The listing below must be repeated word for word, with its images excluded.

Information supplied:

----

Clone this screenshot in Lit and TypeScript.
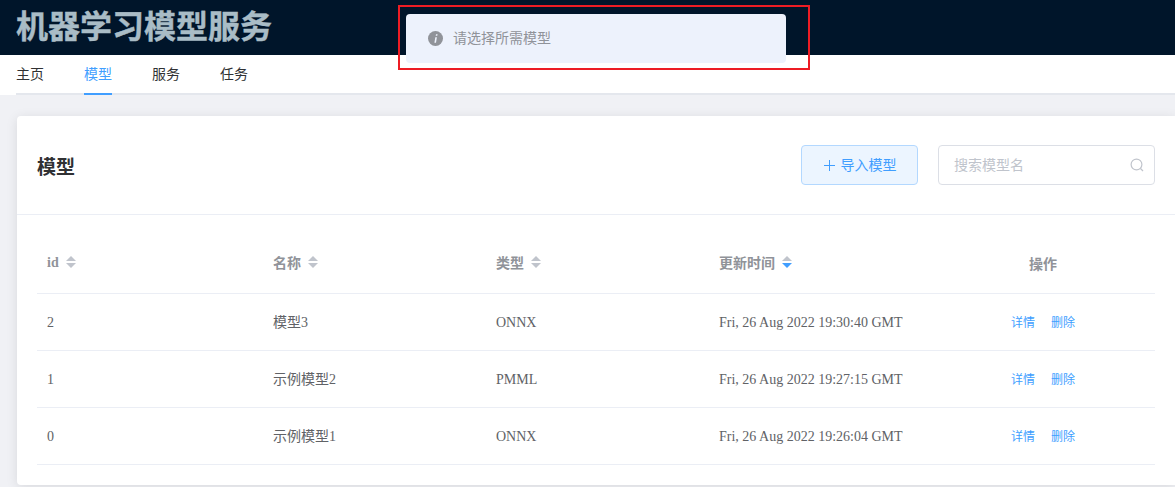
import { LitElement, html, css } from 'lit';
import { customElement } from 'lit/decorators.js';

const NAV = ['主页', '模型', '服务', '任务'];

const COLUMNS = [
  { label: 'id', sort: 'none' },
  { label: '名称', sort: 'none' },
  { label: '类型', sort: 'none' },
  { label: '更新时间', sort: 'desc' },
];

const ROWS = [
  { id: '2', name: '模型3', type: 'ONNX', time: 'Fri, 26 Aug 2022 19:30:40 GMT' },
  { id: '1', name: '示例模型2', type: 'PMML', time: 'Fri, 26 Aug 2022 19:27:15 GMT' },
  { id: '0', name: '示例模型1', type: 'ONNX', time: 'Fri, 26 Aug 2022 19:26:04 GMT' },
];

@customElement('app-root')
export class AppRoot extends LitElement {
  static styles = css`
    :host {
      display: block;
      height: 487px;
      overflow: hidden;
      position: relative;
      background: #f0f1f5;
      font-family: 'Liberation Serif', 'Noto Sans CJK SC', serif;
    }

    .topbar {
      height: 55px;
      box-sizing: border-box;
      background: #00152a;
      padding-left: 16px;
      display: flex;
      align-items: center;
    }

    .title {
      font-family: 'Liberation Sans', 'Noto Sans CJK SC', sans-serif;
      font-size: 32px;
      font-weight: 700;
      color: #a9bcc6;
      -webkit-text-stroke: 0.4px #a9bcc6;
      line-height: 55px;
      white-space: nowrap;
    }

    .nav {
      height: 40px;
      box-sizing: border-box;
      background: #fff;
      padding-left: 16px;
    }

    .nav-list {
      height: 40px;
      box-sizing: border-box;
      border-bottom: 2px solid #e4e7ed;
      display: flex;
      gap: 40px;
    }

    .nav-item {
      font-family: 'Liberation Sans', 'Noto Sans CJK SC', sans-serif;
      font-size: 14px;
      color: #303133;
      line-height: 38px;
      height: 40px;
      box-sizing: border-box;
    }

    .nav-item.active {
      color: #409eff;
      border-bottom: 2px solid #409eff;
    }

    .content {
      padding: 21px 0 0 17px;
    }

    .card {
      height: 369px;
      box-sizing: border-box;
      background: #fff;
      border-radius: 4px 0 0 4px;
      box-shadow: 0 2px 12px 0 rgba(0, 0, 0, 0.1);
    }

    .card-head {
      height: 99px;
      box-sizing: border-box;
      border-bottom: 1px solid #ebeef5;
      padding: 0 20px;
      display: flex;
      align-items: center;
    }

    .card-title {
      flex: 1;
      font-family: 'Liberation Sans', 'Noto Sans CJK SC', sans-serif;
      font-size: 19px;
      font-weight: 700;
      color: #303133;
    }

    .btn {
      width: 117px;
      height: 40px;
      box-sizing: border-box;
      margin-right: 20px;
      padding-left: 1px;
      background: #ecf5ff;
      border: 1px solid #b3d8ff;
      border-radius: 4px;
      color: #409eff;
      font-family: 'Liberation Sans', 'Noto Sans CJK SC', sans-serif;
      font-size: 14px;
      display: flex;
      align-items: center;
      justify-content: center;
      gap: 6px;
    }

    .search {
      width: 217px;
      height: 40px;
      box-sizing: border-box;
      border: 1px solid #dcdfe6;
      border-radius: 4px;
      padding: 0 10px 0 15px;
      display: flex;
      align-items: center;
      justify-content: space-between;
      font-family: 'Liberation Sans', 'Noto Sans CJK SC', sans-serif;
      font-size: 14px;
      color: #c0c4cc;
    }

    .raise {
      padding-bottom: 2px;
    }

    .table {
      margin: 0 20px;
      font-size: 14px;
      color: #606266;
    }

    .row {
      display: grid;
      grid-template-columns: 226px 223px 223px 293px 1fr;
      align-items: center;
      height: 57px;
      box-sizing: border-box;
      border-bottom: 1px solid #ebeef5;
      padding-left: 10px;
    }

    .row.header {
      height: 79px;
      padding-top: 15px;
      color: #909399;
      font-weight: 700;
    }

    .th {
      display: flex;
      align-items: center;
      gap: 7px;
    }

    .latin {
      padding-top: 2px;
    }

    .ops-label {
      padding-left: 17px;
      padding-top: 3px;
    }

    .ops {
      display: flex;
      gap: 16px;
      margin-left: -1px;
      padding-bottom: 2px;
      font-family: 'Liberation Sans', 'Noto Sans CJK SC', sans-serif;
      font-size: 12px;
      color: #409eff;
    }

    .toast {
      position: absolute;
      left: 406px;
      top: 14px;
      width: 380px;
      height: 49px;
      box-sizing: border-box;
      background: #edf2fc;
      border-radius: 4px;
      padding-left: 22px;
      display: flex;
      align-items: center;
      gap: 10px;
      font-family: 'Liberation Sans', 'Noto Sans CJK SC', sans-serif;
      font-size: 14px;
      color: #909399;
    }

    .toast svg {
      margin-bottom: 1px;
    }

    .toast span {
      padding-bottom: 4px;
    }

    .annotation {
      position: absolute;
      left: 398px;
      top: 5px;
      width: 412px;
      height: 65px;
      box-sizing: border-box;
      border: 2px solid #ed1c24;
    }
  `;

  private sortIcon(sort: string) {
    const down = sort === 'desc' ? '#409eff' : '#c0c4cc';
    return html`
      <svg width="10" height="12" viewBox="0 0 10 12">
        <path d="M5 0 10 5H0z" fill="#c0c4cc"></path>
        <path d="M0 7H10L5 12z" fill=${down}></path>
      </svg>
    `;
  }

  render() {
    return html`
      <div class="topbar"><div class="title">机器学习模型服务</div></div>
      <div class="nav">
        <div class="nav-list">
          ${NAV.map((n) => html`<div class="nav-item ${n === '模型' ? 'active' : ''}">${n}</div>`)}
        </div>
      </div>
      <div class="content">
        <div class="card">
          <div class="card-head">
            <div class="card-title">模型</div>
            <div class="btn">
              <svg width="11" height="11" viewBox="0 0 11 11">
                <path d="M5.5 0V11M0 5.5H11" stroke="currentColor" fill="none"></path>
              </svg>
              <span class="raise">导入模型</span>
            </div>
            <div class="search">
              <span class="raise">搜索模型名</span>
              <svg width="14" height="14" viewBox="0 0 14 14" fill="none" stroke="#c0c4cc" stroke-width="1.2">
                <circle cx="6.5" cy="6.5" r="5.4"></circle>
                <path d="M10.5 10.5 13 13"></path>
              </svg>
            </div>
          </div>
          <div class="table">
            <div class="row header">
              ${COLUMNS.map(
                (c) => html`<div class="th"><span class=${c.label === 'id' ? 'latin' : ''}>${c.label}</span>${this.sortIcon(c.sort)}</div>`
              )}
              <div class="ops-label">操作</div>
            </div>
            ${ROWS.map(
              (r) => html`
                <div class="row">
                  <div class="latin">${r.id}</div>
                  <div class="raise">${r.name}</div>
                  <div class="latin">${r.type}</div>
                  <div class="latin">${r.time}</div>
                  <div class="ops"><span>详情</span><span>删除</span></div>
                </div>
              `
            )}
          </div>
        </div>
      </div>
      <div class="toast">
        <svg width="15" height="15" viewBox="0 0 15 15">
          <circle cx="7.5" cy="7.5" r="7.5" fill="#909399"></circle>
          <path d="M8 3.2h1.6l-.3 1.6H7.7zM7.3 6.2h1.6L8 11.8H6.4z" fill="#edf2fc"></path>
        </svg>
        <span>请选择所需模型</span>
      </div>
      <div class="annotation"></div>
    `;
  }
}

----

Solution for this exercise:
Clone this screenshot in Lit and TypeScript.
import { LitElement, html, css } from 'lit';
import { customElement } from 'lit/decorators.js';

const NAV = ['主页', '模型', '服务', '任务'];

const COLUMNS = [
  { label: 'id', sort: 'none' },
  { label: '名称', sort: 'none' },
  { label: '类型', sort: 'none' },
  { label: '更新时间', sort: 'desc' },
];

const ROWS = [
  { id: '2', name: '模型3', type: 'ONNX', time: 'Fri, 26 Aug 2022 19:30:40 GMT' },
  { id: '1', name: '示例模型2', type: 'PMML', time: 'Fri, 26 Aug 2022 19:27:15 GMT' },
  { id: '0', name: '示例模型1', type: 'ONNX', time: 'Fri, 26 Aug 2022 19:26:04 GMT' },
];

@customElement('app-root')
export class AppRoot extends LitElement {
  static styles = css`
    :host {
      display: block;
      height: 487px;
      overflow: hidden;
      position: relative;
      background: #f0f1f5;
      font-family: 'Liberation Serif', 'Noto Sans CJK SC', serif;
    }

    .topbar {
      height: 55px;
      box-sizing: border-box;
      background: #00152a;
      padding-left: 16px;
      display: flex;
      align-items: center;
    }

    .title {
      font-family: 'Liberation Sans', 'Noto Sans CJK SC', sans-serif;
      font-size: 32px;
      font-weight: 700;
      color: #a9bcc6;
      -webkit-text-stroke: 0.4px #a9bcc6;
      line-height: 55px;
      white-space: nowrap;
    }

    .nav {
      height: 40px;
      box-sizing: border-box;
      background: #fff;
      padding-left: 16px;
    }

    .nav-list {
      height: 40px;
      box-sizing: border-box;
      border-bottom: 2px solid #e4e7ed;
      display: flex;
      gap: 40px;
    }

    .nav-item {
      font-family: 'Liberation Sans', 'Noto Sans CJK SC', sans-serif;
      font-size: 14px;
      color: #303133;
      line-height: 38px;
      height: 40px;
      box-sizing: border-box;
    }

    .nav-item.active {
      color: #409eff;
      border-bottom: 2px solid #409eff;
    }

    .content {
      padding: 21px 0 0 17px;
    }

    .card {
      height: 369px;
      box-sizing: border-box;
      background: #fff;
      border-radius: 4px 0 0 4px;
      box-shadow: 0 2px 12px 0 rgba(0, 0, 0, 0.1);
    }

    .card-head {
      height: 99px;
      box-sizing: border-box;
      border-bottom: 1px solid #ebeef5;
      padding: 0 20px;
      display: flex;
      align-items: center;
    }

    .card-title {
      flex: 1;
      font-family: 'Liberation Sans', 'Noto Sans CJK SC', sans-serif;
      font-size: 19px;
      font-weight: 700;
      color: #303133;
    }

    .btn {
      width: 117px;
      height: 40px;
      box-sizing: border-box;
      margin-right: 20px;
      padding-left: 1px;
      background: #ecf5ff;
      border: 1px solid #b3d8ff;
      border-radius: 4px;
      color: #409eff;
      font-family: 'Liberation Sans', 'Noto Sans CJK SC', sans-serif;
      font-size: 14px;
      display: flex;
      align-items: center;
      justify-content: center;
      gap: 6px;
    }

    .search {
      width: 217px;
      height: 40px;
      box-sizing: border-box;
      border: 1px solid #dcdfe6;
      border-radius: 4px;
      padding: 0 10px 0 15px;
      display: flex;
      align-items: center;
      justify-content: space-between;
      font-family: 'Liberation Sans', 'Noto Sans CJK SC', sans-serif;
      font-size: 14px;
      color: #c0c4cc;
    }

    .raise {
      padding-bottom: 2px;
    }

    .table {
      margin: 0 20px;
      font-size: 14px;
      color: #606266;
    }

    .row {
      display: grid;
      grid-template-columns: 226px 223px 223px 293px 1fr;
      align-items: center;
      height: 57px;
      box-sizing: border-box;
      border-bottom: 1px solid #ebeef5;
      padding-left: 10px;
    }

    .row.header {
      height: 79px;
      padding-top: 15px;
      color: #909399;
      font-weight: 700;
    }

    .th {
      display: flex;
      align-items: center;
      gap: 7px;
    }

    .latin {
      padding-top: 2px;
    }

    .ops-label {
      padding-left: 17px;
      padding-top: 3px;
    }

    .ops {
      display: flex;
      gap: 16px;
      margin-left: -1px;
      padding-bottom: 2px;
      font-family: 'Liberation Sans', 'Noto Sans CJK SC', sans-serif;
      font-size: 12px;
      color: #409eff;
    }

    .toast {
      position: absolute;
      left: 406px;
      top: 14px;
      width: 380px;
      height: 49px;
      box-sizing: border-box;
      background: #edf2fc;
      border-radius: 4px;
      padding-left: 22px;
      display: flex;
      align-items: center;
      gap: 10px;
      font-family: 'Liberation Sans', 'Noto Sans CJK SC', sans-serif;
      font-size: 14px;
      color: #909399;
    }

    .toast svg {
      margin-bottom: 1px;
    }

    .toast span {
      padding-bottom: 4px;
    }

    .annotation {
      position: absolute;
      left: 398px;
      top: 5px;
      width: 412px;
      height: 65px;
      box-sizing: border-box;
      border: 2px solid #ed1c24;
    }
  `;

  private sortIcon(sort: string) {
    const down = sort === 'desc' ? '#409eff' : '#c0c4cc';
    return html`
      <svg width="10" height="12" viewBox="0 0 10 12">
        <path d="M5 0 10 5H0z" fill="#c0c4cc"></path>
        <path d="M0 7H10L5 12z" fill=${down}></path>
      </svg>
    `;
  }

  render() {
    return html`
      <div class="topbar"><div class="title">机器学习模型服务</div></div>
      <div class="nav">
        <div class="nav-list">
          ${NAV.map((n) => html`<div class="nav-item ${n === '模型' ? 'active' : ''}">${n}</div>`)}
        </div>
      </div>
      <div class="content">
        <div class="card">
          <div class="card-head">
            <div class="card-title">模型</div>
            <div class="btn">
              <svg width="11" height="11" viewBox="0 0 11 11">
                <path d="M5.5 0V11M0 5.5H11" stroke="currentColor" fill="none"></path>
              </svg>
              <span class="raise">导入模型</span>
            </div>
            <div class="search">
              <span class="raise">搜索模型名</span>
              <svg width="14" height="14" viewBox="0 0 14 14" fill="none" stroke="#c0c4cc" stroke-width="1.2">
                <circle cx="6.5" cy="6.5" r="5.4"></circle>
                <path d="M10.5 10.5 13 13"></path>
              </svg>
            </div>
          </div>
          <div class="table">
            <div class="row header">
              ${COLUMNS.map(
                (c) => html`<div class="th"><span class=${c.label === 'id' ? 'latin' : ''}>${c.label}</span>${this.sortIcon(c.sort)}</div>`
              )}
              <div class="ops-label">操作</div>
            </div>
            ${ROWS.map(
              (r) => html`
                <div class="row">
                  <div class="latin">${r.id}</div>
                  <div class="raise">${r.name}</div>
                  <div class="latin">${r.type}</div>
                  <div class="latin">${r.time}</div>
                  <div class="ops"><span>详情</span><span>删除</span></div>
                </div>
              `
            )}
          </div>
        </div>
      </div>
      <div class="toast">
        <svg width="15" height="15" viewBox="0 0 15 15">
          <circle cx="7.5" cy="7.5" r="7.5" fill="#909399"></circle>
          <path d="M8 3.2h1.6l-.3 1.6H7.7zM7.3 6.2h1.6L8 11.8H6.4z" fill="#edf2fc"></path>
        </svg>
        <span>请选择所需模型</span>
      </div>
      <div class="annotation"></div>
    `;
  }
}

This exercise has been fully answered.